-- Start SUPPLIED RECORDS --

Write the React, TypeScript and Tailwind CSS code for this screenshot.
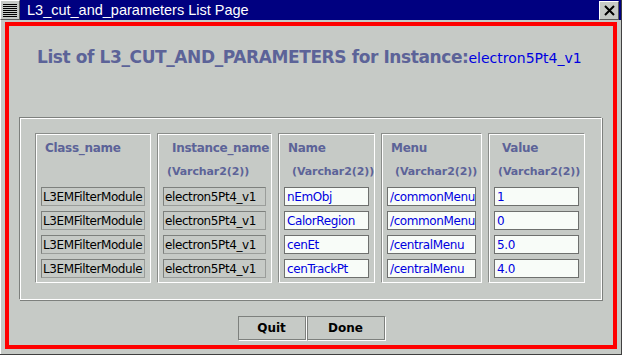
import React from "react";

const rows = [
  { cls: "L3EMFilterModule", inst: "electron5Pt4_v1", name: "nEmObj", menu: "/commonMenu", value: "1" },
  { cls: "L3EMFilterModule", inst: "electron5Pt4_v1", name: "CalorRegion", menu: "/commonMenu", value: "0" },
  { cls: "L3EMFilterModule", inst: "electron5Pt4_v1", name: "cenEt", menu: "/centralMenu", value: "5.0" },
  { cls: "L3EMFilterModule", inst: "electron5Pt4_v1", name: "cenTrackPt", menu: "/centralMenu", value: "4.0" },
];

const columns = [
  { key: "cls", title: "Class_name", sub: "", w: "w-[116px]", tPad: "pl-[4px]", sPad: "pl-[4px]", editable: false },
  { key: "inst", title: "Instance_name", sub: "(Varchar2(2))", w: "w-[115px]", tPad: "pl-[9px]", sPad: "pl-[4px]", editable: false },
  { key: "name", title: "Name", sub: "(Varchar2(2))", w: "w-[97px]", tPad: "pl-[4px]", sPad: "pl-[8px]", editable: true },
  { key: "menu", title: "Menu", sub: "(Varchar2(2))", w: "w-[101px]", tPad: "pl-[4px]", sPad: "pl-[8px]", editable: true },
  { key: "value", title: "Value", sub: "(Varchar2(2))", w: "w-[97px]", tPad: "pl-[8px]", sPad: "pl-[4px]", editable: true },
] as const;

function TitleBar() {
  return (
    <div className="h-[20px] bg-[#000080] flex items-center shrink-0">
      {/* window menu button */}
      <div className="w-[20px] h-[20px] bg-[#c6cac6] border border-t-white border-l-white border-r-[#5a5a5a] border-b-[#5a5a5a] flex flex-col justify-center gap-[1px] px-[2px]">
        {Array.from({ length: 7 }).map((_, i) => (
          <div key={i} className="h-[1px] bg-black" />
        ))}
      </div>
      <span className="ml-[7px] text-white text-[14.5px] leading-none font-['Liberation_Sans',sans-serif] whitespace-nowrap">
        L3_cut_and_parameters List Page
      </span>
      <div className="flex-1" />
      <div className="mr-[2px] w-[20px] h-[19px] bg-[#c6cac6] border border-t-white border-l-white border-r-[#5a5a5a] border-b-[#5a5a5a] flex items-center justify-center">
        <svg width="11" height="11" viewBox="0 0 11 11">
          <path d="M1 1 L10 10 M10 1 L1 10" stroke="#000" strokeWidth="2" />
        </svg>
      </div>
    </div>
  );
}

export default function App() {
  return (
    <div className="w-[622px] h-[355px] bg-[#c6cac6] flex flex-col font-['DejaVu_Sans',sans-serif] overflow-hidden border-r border-b border-r-[#404040] border-b-[#404040]">
      <TitleBar />
      <div className="flex-1 pt-[2px] pl-[4px] pr-[4px] pb-[5px] border-l border-l-white">
        <div className="h-full border-4 border-[#ff0000] flex flex-col">
          {/* Heading */}
          <div className="h-[42px] pl-[28px] pt-[20px] flex items-baseline whitespace-nowrap">
            <span className="text-[17px] tracking-[-0.4px] font-bold text-[#5c6398] leading-[22px]">
              List of L3_CUT_AND_PARAMETERS for Instance:
            </span>
            <span className="text-[14px] text-[#0000e0] leading-[22px]">electron5Pt4_v1</span>
          </div>

          {/* Table panel */}
          <div className="mt-[49px] ml-[10px] mr-[11px] h-[183px] border border-t-[#7d807d] border-l-[#7d807d] border-r-white border-b-white shadow-[inset_1px_1px_0_#fff,1px_1px_0_#7d807d] pt-[15px] pl-[15px] flex gap-[6px]">
            {columns.map((c) => (
              <div
                key={c.key}
                className={`${c.w} h-[150px] border border-t-[#8a8d8a] border-l-[#8a8d8a] border-r-white border-b-white shadow-[inset_1px_1px_0_#fff] flex flex-col px-[5px] pt-[2px]`}
              >
                <div className={`h-[24px] flex items-center text-[12px] tracking-[-0.3px] font-bold text-[#5c6398] whitespace-nowrap ${c.tPad}`}>
                  {c.title}
                </div>
                <div className={`h-[24px] flex items-center text-[11px] tracking-[-0.1px] font-bold text-[#5c6398] whitespace-nowrap ${c.sPad}`}>
                  {c.sub}
                </div>
                <div className="mt-[3px] flex flex-col gap-[5px]">
                  {rows.map((r, i) => (
                    <div
                      key={i}
                      className={
                        c.editable
                          ? "h-[19px] bg-[#f8fcf8] border border-[#6e706e] flex items-center pl-[2px] text-[12px] tracking-[-0.4px] text-[#0000e0] whitespace-nowrap overflow-hidden"
                          : "h-[19px] bg-[#c6cac6] border border-t-[#7d807d] border-l-[#7d807d] border-r-[#9a9d9a] border-b-[#9a9d9a] flex items-center pl-[1px] text-[12px] tracking-[-0.4px] text-black whitespace-nowrap overflow-hidden"
                      }
                    >
                      {r[c.key]}
                    </div>
                  ))}
                </div>
              </div>
            ))}
          </div>

          {/* Buttons */}
          <div className="mt-[16px] flex justify-center gap-[1px]">
            <button className="w-[68px] h-[24px] border border-[#7d807d] shadow-[1px_1px_0_#fff] bg-[#c6cac6] text-[12px] font-bold text-black">
              Quit
            </button>
            <button className="w-[78px] h-[24px] border border-[#7d807d] shadow-[1px_1px_0_#fff] bg-[#c6cac6] text-[12px] font-bold text-black">
              Done
            </button>
          </div>
        </div>
      </div>
    </div>
  );
}
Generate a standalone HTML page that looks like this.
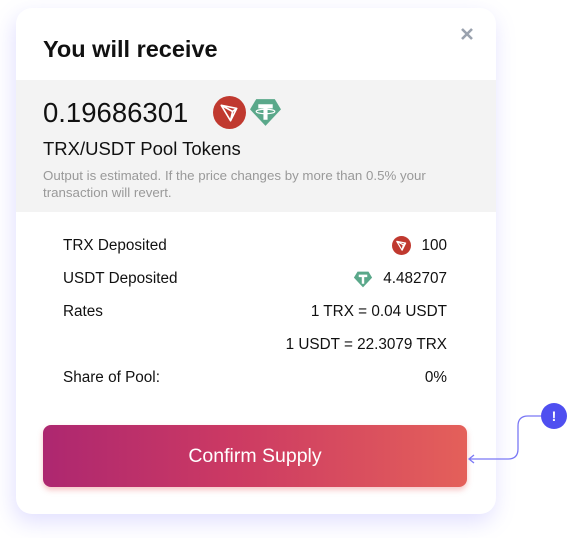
<!DOCTYPE html>
<html><head><meta charset="utf-8"><style>
*{margin:0;padding:0;box-sizing:border-box}
body{width:567px;height:538px;background:#fff;position:relative;overflow:hidden;font-family:"Liberation Sans",Arial,sans-serif;color:#111}
.card{position:absolute;left:16px;top:8px;width:480px;height:506px;background:#fff;border-radius:16px;box-shadow:-2px 8px 22px rgba(120,110,255,0.22);overflow:hidden}
.title{position:absolute;left:27px;top:28px;font-size:23.5px;font-weight:bold}
.close{position:absolute;left:444px;top:19px;width:14px;height:14px}
.band{position:absolute;left:0;top:72px;width:480px;height:132px;background:#f3f3f3}
.big{position:absolute;left:27px;top:89px;font-size:27.5px}
.pool{position:absolute;left:27px;top:130px;font-size:18.5px}
.note{position:absolute;left:27px;top:159px;font-size:13.3px;color:#999;line-height:17px;width:430px}
.row{position:absolute;left:47px;width:384px;font-size:15.3px;display:flex;justify-content:space-between;align-items:center}
.btn{position:absolute;left:27px;top:417px;width:424px;height:62px;border-radius:8px;background:linear-gradient(90deg,#ad2770,#cc3a63 45%,#e4605a);color:#fff;font-size:19.5px;display:flex;align-items:center;justify-content:center;box-shadow:0 3px 6px rgba(230,90,90,0.35)}
</style></head><body>
<div class="card">
<div class="title">You will receive</div>
<svg class="close" viewBox="0 0 14 14"><path d="M2 2L12 12M12 2L2 12" stroke="#9aa2ae" stroke-width="2.6"/></svg>
<div class="band"></div>
<div class="big">0.19686301</div>
<svg style="position:absolute;left:197px;top:88px" width="33" height="33" viewBox="0 0 32 32"><circle cx="16" cy="16" r="16" fill="#c0392f"/><path d="M8 9L23 12L17 24Z M8 9L17 24 M8 9L19 15L23 12 M19 15L17 24" fill="none" stroke="#fff" stroke-width="1.6" stroke-linejoin="round"/></svg>
<svg style="position:absolute;left:233px;top:90px" width="33" height="29" viewBox="0 0 32 28"><path d="M7 1H25L31 11L16 27L1 11Z" fill="#5aa88a"/><path d="M9 6H23V10H18V21H14V10H9Z" fill="#fff"/><ellipse cx="16" cy="13" rx="9" ry="2.2" fill="none" stroke="#fff" stroke-width="1.2"/></svg>
<div class="pool">TRX/USDT Pool Tokens</div>
<div class="note">Output is estimated. If the price changes by more than 0.5% your transaction will revert.</div>
<div class="row" style="top:228px"><span>TRX Deposited</span><span style="display:flex;align-items:center;gap:10px"><svg width="19" height="19" viewBox="0 0 32 32"><circle cx="16" cy="16" r="16" fill="#c0392f"/><path d="M8 9L23 12L17 24Z M8 9L19 15L23 12 M19 15L17 24" fill="none" stroke="#fff" stroke-width="2" stroke-linejoin="round"/></svg>100</span></div>
<div class="row" style="top:262px"><span>USDT Deposited</span><span style="display:flex;align-items:center;gap:10px"><svg width="20" height="17" viewBox="0 0 32 28"><path d="M7 1H25L31 11L16 27L1 11Z" fill="#5aa88a"/><path d="M9 6H23V10H18V21H14V10H9Z" fill="#fff"/></svg>4.482707</span></div>
<div class="row" style="top:295px"><span>Rates</span><span>1 TRX = 0.04 USDT</span></div>
<div class="row" style="top:328px"><span></span><span>1 USDT = 22.3079 TRX</span></div>
<div class="row" style="top:361px"><span>Share of Pool:</span><span>0%</span></div>
<div class="btn">Confirm Supply</div>
</div>
<svg style="position:absolute;left:0;top:0" width="567" height="538"><path d="M541 416H528Q518 416 518 426V449Q518 459 508 459H469M474 455L469 459L474 463" fill="none" stroke="#7a78f5" stroke-width="1.3"/><circle cx="554" cy="416" r="13" fill="#4f4ff0"/><text x="554" y="421" font-size="14" font-weight="bold" fill="#fff" text-anchor="middle" font-family="Liberation Sans">!</text></svg>
</body></html>
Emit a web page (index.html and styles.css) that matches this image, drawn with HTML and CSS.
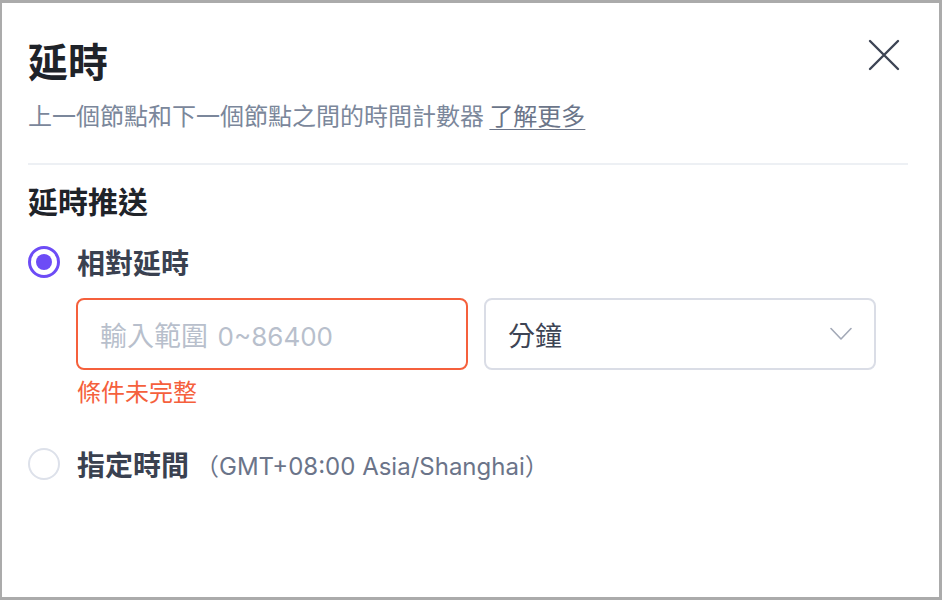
FILE: index.html
```html
<!DOCTYPE html>
<html lang="zh-Hant">
<head>
<meta charset="utf-8">
<link rel="stylesheet" href="styles.css">
</head>
<body>
<div class="dialog">
  <div class="head">
    <h1 class="title">延時</h1>
    <button class="close" aria-label="close">
      <svg width="32" height="32" viewBox="0 0 32 32"><path d="M2 2 L30 30 M30 2 L2 30" stroke="#3d4454" stroke-width="2.4" stroke-linecap="round" fill="none"/></svg>
    </button>
  </div>
  <p class="desc">上一個節點和下一個節點之間的時間計數器 <a class="link">了解更多</a></p>
  <div class="divider"></div>
  <h2 class="section">延時推送</h2>
  <div class="radio-row">
    <span class="radio checked"></span>
    <span class="label">相對延時</span>
  </div>
  <div class="fields">
    <div class="input error"><span class="placeholder">輸入範圍 <span class="num">0~86400</span></span></div>
    <div class="select">
      <span class="value">分鐘</span>
      <svg width="22" height="14" viewBox="0 0 22 14"><path d="M1 1.5 L11 12 L21 1.5" stroke="#a3a9b7" stroke-width="1.6" fill="none" stroke-linecap="round" stroke-linejoin="round"/></svg>
    </div>
  </div>
  <div class="err-msg">條件未完整</div>
  <div class="radio-row second">
    <span class="radio"></span>
    <span class="label">指定時間</span>
    <span class="tz">（GMT+08:00 Asia/Shanghai）</span>
  </div>
</div>
</body>
</html>
```

FILE: styles.css
```css
* { box-sizing: border-box; }
html, body { margin: 0; padding: 0; background: #fff; }
body {
  font-family: "Inter", "Noto Sans CJK TC", sans-serif;
}
.dialog {
  width: 942px;
  height: 600px;
  border-style: solid;
  border-color: #ababab;
  border-width: 3px 3px 3px 2px;
  padding: 33px 31px 0 26px;
  background: #fff;
}
.head {
  display: flex;
  justify-content: space-between;
  align-items: center;
}
.title {
  margin: 0;
  font-family: "Noto Sans CJK TC", sans-serif;
  font-size: 40px;
  line-height: 48px;
  font-weight: 700;
  color: #1f2329;
}
.close {
  border: 0;
  background: none;
  padding: 0;
  margin: -10px 8px 0 0;
  width: 32px;
  height: 32px;
  display: flex;
}
.desc {
  margin: 15px 0 0;
  font-family: "Noto Sans CJK TC", sans-serif;
  font-size: 24px;
  line-height: 32px;
  color: #7b879b;
}
.link {
  text-decoration: underline;
  text-underline-offset: 4px;
  text-decoration-thickness: 1px;
  color: #6b7589;
}
.divider {
  height: 2px;
  background: #edf0f4;
  margin-top: 32px;
}
.section {
  margin: 15px 0 0;
  font-family: "Noto Sans CJK TC", sans-serif;
  font-size: 30px;
  line-height: 40px;
  font-weight: 700;
  color: #1f2329;
}
.radio-row {
  display: flex;
  align-items: center;
  height: 40px;
  margin-top: 22px;
}
.radio-row.second { margin-top: 35px; }
.radio {
  width: 32px;
  height: 32px;
  border-radius: 50%;
  border: 2px solid #dde1ea;
  display: flex;
  align-items: center;
  justify-content: center;
  flex: none;
}
.radio.checked {
  border: 3px solid #6d4cf6;
}
.radio.checked::after {
  content: "";
  width: 16px;
  height: 16px;
  border-radius: 50%;
  background: #6d4cf6;
}
.label {
  margin-left: 17px;
  font-family: "Noto Sans CJK TC", sans-serif;
  font-size: 28px;
  font-weight: 700;
  color: #3a4150;
}
.tz {
  margin-left: 6px;
  font-size: 24px;
  color: #6b7489;
}
.fields {
  display: flex;
  gap: 16px;
  margin: 16px 0 0 48px;
  width: 800px;
}
.input, .select {
  flex: 1;
  height: 72px;
  border-radius: 8px;
  display: flex;
  align-items: center;
  padding: 0 22px;
}
.input.error { border: 2px solid #f5603c; }
.placeholder {
  font-size: 27px;
  color: #b8bfcc;
}
.placeholder .num {
  font-size: 26px;
  margin-left: 2px;
}
.select {
  border: 2px solid #dadde6;
  justify-content: space-between;
  padding: 0 22px 0 22px;
}
.value {
  font-size: 27px;
  color: #3d4454;
}
.err-msg {
  margin: 7px 0 0 49px;
  font-size: 24px;
  line-height: 32px;
  color: #f5603c;
}
```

-- End SUPPLIED RECORDS --

**EXERCISE TASK**
Copy exactly the lines from the first line of the records above through the line with "import React from", both included, and nothing else. Pictures stay out.

**THE COMPLETED TASK**
Write the React, TypeScript and Tailwind CSS code for this screenshot.
import React from "react";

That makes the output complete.